Wilbur and Orville Wright began creating gliders from their bicycle shop. The gliders would later become planes. This guide provides access to material related to the "Wright Brothers" in the Chronicling America digital collection of historic newspapers.
On December 17, 1903 the Wright Brothers’ “flying machine” lifts off for the first time in history. The journey, lasting roughly twelve seconds, happens “as easily and graceful as a bird.” Over the next three years the brilliant brothers work on their plan to conquer the sky, acquiring an official patent for their invention in 1906. Read more about it!
The information in this guide focuses on primary source materials found in the digitized historic newspapers from the digital collection Chronicling America.
The timeline below highlights important dates related to this topic and a section of this guide provides some suggested search strategies for further research in the collection.
Wilbur and Orville Wright begin to build "gliders" with profits earned from their bicycle repair shop. Flight experiments begin at Kill Devil Hill of the Kitty Hawk region in North Carolina.
December 17, 1903
Wright brothers achieve the first piloted, sustained flight of a heavier-than-air machine at Kitty Hawk, North Carolina.
January 5, 1904
Wright brothers make an announcement to the Associated Press about the success of their flights.
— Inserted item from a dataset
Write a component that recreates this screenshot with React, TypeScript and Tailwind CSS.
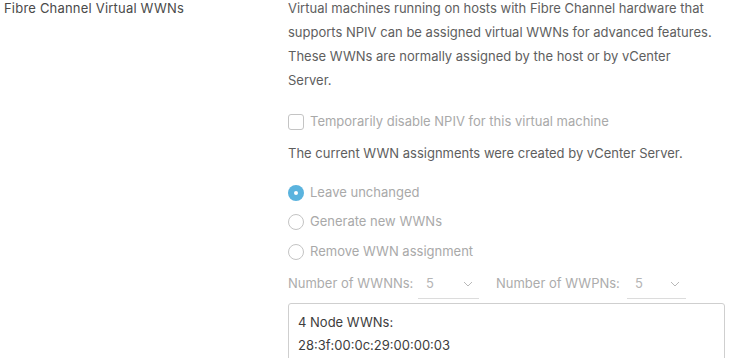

Wilbur and Orville continue their experiments and make improvements to their airplane.
May 22, 1906
U.S. Patent Office issues patent 821,393 to the Wright Brothers for their flying machine.
Wright Brothers receive National, State and City honors (medals) in honor of their aeroplane invention.
October 25, 1911
Orville Wright breaks the world's gliding (non-engine) record in his experimental trials at Kill Devil Hill.
May 31, 1912
Wilbur Wright dies from Typhoid Fever.
Orville Wright decides to send the Kitty Hawk aboard to the Science Museum at South Kensington, London due to a dispute with the Smithsonian Institute.
January 30, 1948
Orville Wright dies at age 76. Executors of his estate determine it was his desire to return the Kitty Hawk plane to the Smithsonian Institute.